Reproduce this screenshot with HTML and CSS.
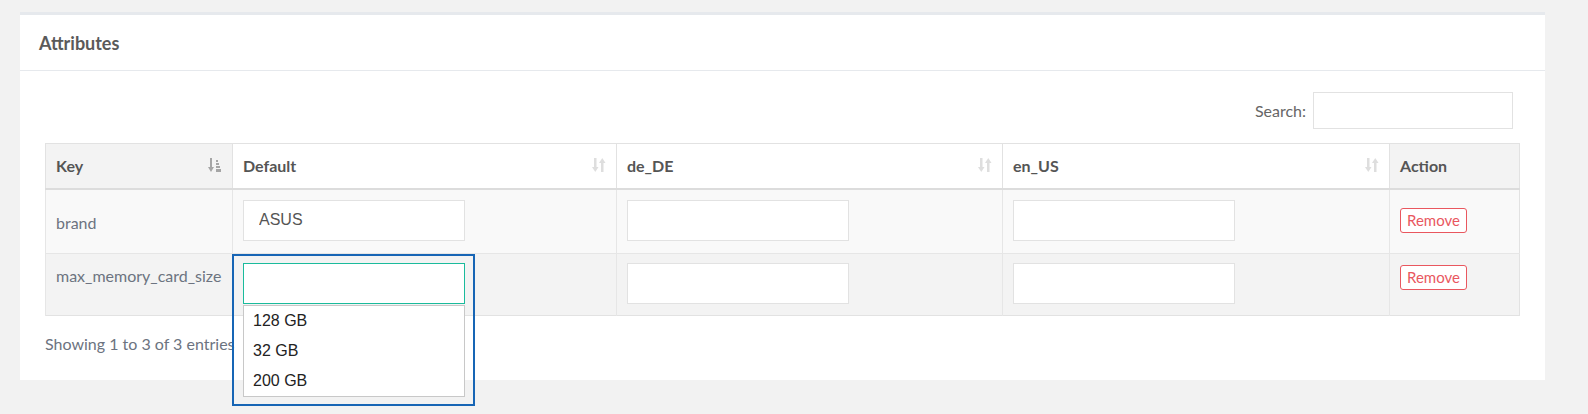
FILE: index.html
```html
<!DOCTYPE html>
<html>
<head>
<meta charset="utf-8">
<link rel="stylesheet" href="styles.css">
</head>
<body>
<div class="panel">
  <div class="panel-title"><h2>Attributes</h2></div>
  <div class="panel-content">
    <div class="search-row">
      <label class="search-label">Search:</label>
      <input class="search-input" type="text">
    </div>
    <table class="attr-table">
      <colgroup>
        <col class="c-key"><col class="c-def"><col class="c-de"><col class="c-en"><col class="c-act">
      </colgroup>
      <thead>
        <tr>
          <th class="sorted">
            <div class="th-inner"><span>Key</span>
              <svg class="sort-icon dark" width="14" height="15" viewBox="0 0 14 15">
                <rect x="2" y="0" width="2" height="10"/>
                <path d="M0 9 L6 9 L3 14 Z"/>
                <rect x="8" y="2" width="2" height="2"/>
                <rect x="8" y="5" width="3" height="2"/>
                <rect x="8" y="8" width="4" height="2"/>
                <rect x="8" y="11" width="5" height="3"/>
              </svg>
            </div>
          </th>
          <th>
            <div class="th-inner"><span>Default</span>
              <svg class="sort-icon light" width="14" height="15" viewBox="0 0 14 15">
                <rect x="2" y="0" width="2.5" height="10"/>
                <path d="M0 9 L6.5 9 L3.25 14 Z"/>
                <rect x="9" y="4" width="2.5" height="10"/>
                <path d="M7 5 L13.5 5 L10.25 0 Z"/>
              </svg>
            </div>
          </th>
          <th>
            <div class="th-inner"><span>de_DE</span>
              <svg class="sort-icon light" width="14" height="15" viewBox="0 0 14 15">
                <rect x="2" y="0" width="2.5" height="10"/>
                <path d="M0 9 L6.5 9 L3.25 14 Z"/>
                <rect x="9" y="4" width="2.5" height="10"/>
                <path d="M7 5 L13.5 5 L10.25 0 Z"/>
              </svg>
            </div>
          </th>
          <th>
            <div class="th-inner"><span>en_US</span>
              <svg class="sort-icon light" width="14" height="15" viewBox="0 0 14 15">
                <rect x="2" y="0" width="2.5" height="10"/>
                <path d="M0 9 L6.5 9 L3.25 14 Z"/>
                <rect x="9" y="4" width="2.5" height="10"/>
                <path d="M7 5 L13.5 5 L10.25 0 Z"/>
              </svg>
            </div>
          </th>
          <th class="action-head"><div class="th-inner"><span>Action</span></div></th>
        </tr>
      </thead>
      <tbody>
        <tr class="row-odd">
          <td class="key">brand</td>
          <td><input class="cell-input" type="text" value="ASUS"></td>
          <td><input class="cell-input" type="text"></td>
          <td><input class="cell-input" type="text"></td>
          <td><button class="btn-remove">Remove</button></td>
        </tr>
        <tr class="row-even">
          <td class="key">max_memory_card_size</td>
          <td>
            <div class="combo">
              <input class="cell-input focused" type="text">
              <ul class="dropdown">
                <li>128 GB</li>
                <li>32 GB</li>
                <li>200 GB</li>
              </ul>
              <div class="highlight"></div>
            </div>
          </td>
          <td><input class="cell-input" type="text"></td>
          <td><input class="cell-input" type="text"></td>
          <td><button class="btn-remove">Remove</button></td>
        </tr>
      </tbody>
    </table>
    <div class="info">Showing 1 to 3 of 3 entries</div>
  </div>
</div>
</body>
</html>
```
FILE: styles.css
```css
html {
  height: 414px;
  overflow: hidden;
}

body {
  margin: 0;
  padding: 0;
  height: 414px;
  overflow: hidden;
  background: #f2f2f2;
  font-family: Lato, "Liberation Sans", sans-serif;
  font-size: 16px;
  color: #6c7380;
}

.panel {
  margin: 12px 43px 0 20px;
  background: #fff;
  border-top: 3px solid #e6e9ed;
  box-sizing: border-box;
  height: 368px;
}

.panel-title {
  height: 55px;
  border-bottom: 1px solid #e6e9ed;
  display: flex;
  align-items: center;
  padding-left: 19px;
}

.panel-title h2 {
  margin: 0;
  font-size: 18px;
  font-weight: 700;
  color: #5a5a5a;
}

.panel-content {
  padding: 21px 25px 0 25px;
}

.search-row {
  display: flex;
  justify-content: flex-end;
  align-items: center;
  gap: 7px;
  padding-right: 7px;
  height: 36px;
}

.search-label {
  color: #666;
  font-size: 16px;
}

.search-input {
  width: 200px;
  height: 37px;
  box-sizing: border-box;
  border: 1px solid #e2e2e2;
  background: #fff;
  margin: 0;
}

.attr-table {
  margin-top: 15px;
  width: 100%;
  border-collapse: collapse;
  table-layout: fixed;
  border: 1px solid #e2e2e2;
}

.c-key { width: 187px; }
.c-def { width: 384px; }
.c-de { width: 386px; }
.c-en { width: 387px; }

.attr-table th {
  height: 45px;
  padding: 0 10px;
  text-align: left;
  font-weight: 700;
  font-size: 16px;
  color: #555;
  background: #fff;
  border-left: 1px solid #e2e2e2;
  border-bottom: 2px solid #dcdcdc;
  box-sizing: border-box;
}

.attr-table th.sorted,
.attr-table th.action-head {
  background: #f3f3f3;
}

.th-inner {
  display: flex;
  justify-content: space-between;
  align-items: center;
}

.sort-icon.dark { fill: #a5a5a5; }
.sort-icon.light { fill: #dedede; }

.attr-table td {
  box-sizing: border-box;
  border-left: 1px solid #e6e6e6;
  border-top: 1px solid #e6e6e6;
  padding: 0 10px;
  font-size: 16px;
  color: #6c7380;
}

.row-odd td {
  background: #f9f9f9;
  height: 65px;
  vertical-align: middle;
}

.row-odd td.key {
  padding-top: 2px;
}

.row-even td {
  background: #f3f3f3;
  height: 62px;
  vertical-align: top;
  padding-top: 9px;
}

.row-even td.key {
  padding-top: 12px;
}

.row-even td:last-child {
  padding-top: 11px;
}

.cell-input {
  display: block;
  width: 222px;
  height: 41px;
  box-sizing: border-box;
  border: 1px solid #e2e2e2;
  background: #fff;
  padding: 0 15px;
  margin: 0;
  font-family: "Liberation Sans", Arial, sans-serif;
  font-size: 16px;
  color: #555;
}

.row-odd .cell-input {
  margin-top: -2px;
}

.cell-input.focused {
  border-color: #1abb9c;
}

.combo {
  position: relative;
  width: 222px;
}

.dropdown {
  position: absolute;
  left: 0;
  top: 42px;
  width: 222px;
  box-sizing: border-box;
  margin: 0;
  padding: 0;
  list-style: none;
  background: #fff;
  border: 1px solid #c8c8c8;
  z-index: 2;
}

.dropdown li {
  height: 30px;
  line-height: 30px;
  padding-left: 9px;
  font-family: "Liberation Sans", Arial, sans-serif;
  font-size: 16px;
  color: #222;
}

.highlight {
  position: absolute;
  left: -11px;
  top: -9px;
  width: 243px;
  height: 152px;
  box-sizing: border-box;
  border: 2px solid #1765b5;
  z-index: 3;
  pointer-events: none;
}

.btn-remove {
  font-family: Lato, "Liberation Sans", sans-serif;
  font-size: 15px;
  color: #e9575f;
  background: #fff;
  border: 1px solid #e9575f;
  border-radius: 3px;
  padding: 0 6px;
  height: 25px;
  line-height: 23px;
  margin-top: -4px;
}

.row-even .btn-remove {
  margin-top: 0;
}

.info {
  margin-top: 18px;
  color: #6c7380;
  font-size: 16px;
}
```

** SHORT EXERCISE **
In your copy of the listing above, reproduce each line exactly and omit all pictures.

** REPLY **
Reproduce this screenshot with HTML and CSS.
FILE: index.html
```html
<!DOCTYPE html>
<html>
<head>
<meta charset="utf-8">
<link rel="stylesheet" href="styles.css">
</head>
<body>
<div class="panel">
  <div class="panel-title"><h2>Attributes</h2></div>
  <div class="panel-content">
    <div class="search-row">
      <label class="search-label">Search:</label>
      <input class="search-input" type="text">
    </div>
    <table class="attr-table">
      <colgroup>
        <col class="c-key"><col class="c-def"><col class="c-de"><col class="c-en"><col class="c-act">
      </colgroup>
      <thead>
        <tr>
          <th class="sorted">
            <div class="th-inner"><span>Key</span>
              <svg class="sort-icon dark" width="14" height="15" viewBox="0 0 14 15">
                <rect x="2" y="0" width="2" height="10"/>
                <path d="M0 9 L6 9 L3 14 Z"/>
                <rect x="8" y="2" width="2" height="2"/>
                <rect x="8" y="5" width="3" height="2"/>
                <rect x="8" y="8" width="4" height="2"/>
                <rect x="8" y="11" width="5" height="3"/>
              </svg>
            </div>
          </th>
          <th>
            <div class="th-inner"><span>Default</span>
              <svg class="sort-icon light" width="14" height="15" viewBox="0 0 14 15">
                <rect x="2" y="0" width="2.5" height="10"/>
                <path d="M0 9 L6.5 9 L3.25 14 Z"/>
                <rect x="9" y="4" width="2.5" height="10"/>
                <path d="M7 5 L13.5 5 L10.25 0 Z"/>
              </svg>
            </div>
          </th>
          <th>
            <div class="th-inner"><span>de_DE</span>
              <svg class="sort-icon light" width="14" height="15" viewBox="0 0 14 15">
                <rect x="2" y="0" width="2.5" height="10"/>
                <path d="M0 9 L6.5 9 L3.25 14 Z"/>
                <rect x="9" y="4" width="2.5" height="10"/>
                <path d="M7 5 L13.5 5 L10.25 0 Z"/>
              </svg>
            </div>
          </th>
          <th>
            <div class="th-inner"><span>en_US</span>
              <svg class="sort-icon light" width="14" height="15" viewBox="0 0 14 15">
                <rect x="2" y="0" width="2.5" height="10"/>
                <path d="M0 9 L6.5 9 L3.25 14 Z"/>
                <rect x="9" y="4" width="2.5" height="10"/>
                <path d="M7 5 L13.5 5 L10.25 0 Z"/>
              </svg>
            </div>
          </th>
          <th class="action-head"><div class="th-inner"><span>Action</span></div></th>
        </tr>
      </thead>
      <tbody>
        <tr class="row-odd">
          <td class="key">brand</td>
          <td><input class="cell-input" type="text" value="ASUS"></td>
          <td><input class="cell-input" type="text"></td>
          <td><input class="cell-input" type="text"></td>
          <td><button class="btn-remove">Remove</button></td>
        </tr>
        <tr class="row-even">
          <td class="key">max_memory_card_size</td>
          <td>
            <div class="combo">
              <input class="cell-input focused" type="text">
              <ul class="dropdown">
                <li>128 GB</li>
                <li>32 GB</li>
                <li>200 GB</li>
              </ul>
              <div class="highlight"></div>
            </div>
          </td>
          <td><input class="cell-input" type="text"></td>
          <td><input class="cell-input" type="text"></td>
          <td><button class="btn-remove">Remove</button></td>
        </tr>
      </tbody>
    </table>
    <div class="info">Showing 1 to 3 of 3 entries</div>
  </div>
</div>
</body>
</html>
```
FILE: styles.css
```css
html {
  height: 414px;
  overflow: hidden;
}

body {
  margin: 0;
  padding: 0;
  height: 414px;
  overflow: hidden;
  background: #f2f2f2;
  font-family: Lato, "Liberation Sans", sans-serif;
  font-size: 16px;
  color: #6c7380;
}

.panel {
  margin: 12px 43px 0 20px;
  background: #fff;
  border-top: 3px solid #e6e9ed;
  box-sizing: border-box;
  height: 368px;
}

.panel-title {
  height: 55px;
  border-bottom: 1px solid #e6e9ed;
  display: flex;
  align-items: center;
  padding-left: 19px;
}

.panel-title h2 {
  margin: 0;
  font-size: 18px;
  font-weight: 700;
  color: #5a5a5a;
}

.panel-content {
  padding: 21px 25px 0 25px;
}

.search-row {
  display: flex;
  justify-content: flex-end;
  align-items: center;
  gap: 7px;
  padding-right: 7px;
  height: 36px;
}

.search-label {
  color: #666;
  font-size: 16px;
}

.search-input {
  width: 200px;
  height: 37px;
  box-sizing: border-box;
  border: 1px solid #e2e2e2;
  background: #fff;
  margin: 0;
}

.attr-table {
  margin-top: 15px;
  width: 100%;
  border-collapse: collapse;
  table-layout: fixed;
  border: 1px solid #e2e2e2;
}

.c-key { width: 187px; }
.c-def { width: 384px; }
.c-de { width: 386px; }
.c-en { width: 387px; }

.attr-table th {
  height: 45px;
  padding: 0 10px;
  text-align: left;
  font-weight: 700;
  font-size: 16px;
  color: #555;
  background: #fff;
  border-left: 1px solid #e2e2e2;
  border-bottom: 2px solid #dcdcdc;
  box-sizing: border-box;
}

.attr-table th.sorted,
.attr-table th.action-head {
  background: #f3f3f3;
}

.th-inner {
  display: flex;
  justify-content: space-between;
  align-items: center;
}

.sort-icon.dark { fill: #a5a5a5; }
.sort-icon.light { fill: #dedede; }

.attr-table td {
  box-sizing: border-box;
  border-left: 1px solid #e6e6e6;
  border-top: 1px solid #e6e6e6;
  padding: 0 10px;
  font-size: 16px;
  color: #6c7380;
}

.row-odd td {
  background: #f9f9f9;
  height: 65px;
  vertical-align: middle;
}

.row-odd td.key {
  padding-top: 2px;
}

.row-even td {
  background: #f3f3f3;
  height: 62px;
  vertical-align: top;
  padding-top: 9px;
}

.row-even td.key {
  padding-top: 12px;
}

.row-even td:last-child {
  padding-top: 11px;
}

.cell-input {
  display: block;
  width: 222px;
  height: 41px;
  box-sizing: border-box;
  border: 1px solid #e2e2e2;
  background: #fff;
  padding: 0 15px;
  margin: 0;
  font-family: "Liberation Sans", Arial, sans-serif;
  font-size: 16px;
  color: #555;
}

.row-odd .cell-input {
  margin-top: -2px;
}

.cell-input.focused {
  border-color: #1abb9c;
}

.combo {
  position: relative;
  width: 222px;
}

.dropdown {
  position: absolute;
  left: 0;
  top: 42px;
  width: 222px;
  box-sizing: border-box;
  margin: 0;
  padding: 0;
  list-style: none;
  background: #fff;
  border: 1px solid #c8c8c8;
  z-index: 2;
}

.dropdown li {
  height: 30px;
  line-height: 30px;
  padding-left: 9px;
  font-family: "Liberation Sans", Arial, sans-serif;
  font-size: 16px;
  color: #222;
}

.highlight {
  position: absolute;
  left: -11px;
  top: -9px;
  width: 243px;
  height: 152px;
  box-sizing: border-box;
  border: 2px solid #1765b5;
  z-index: 3;
  pointer-events: none;
}

.btn-remove {
  font-family: Lato, "Liberation Sans", sans-serif;
  font-size: 15px;
  color: #e9575f;
  background: #fff;
  border: 1px solid #e9575f;
  border-radius: 3px;
  padding: 0 6px;
  height: 25px;
  line-height: 23px;
  margin-top: -4px;
}

.row-even .btn-remove {
  margin-top: 0;
}

.info {
  margin-top: 18px;
  color: #6c7380;
  font-size: 16px;
}
```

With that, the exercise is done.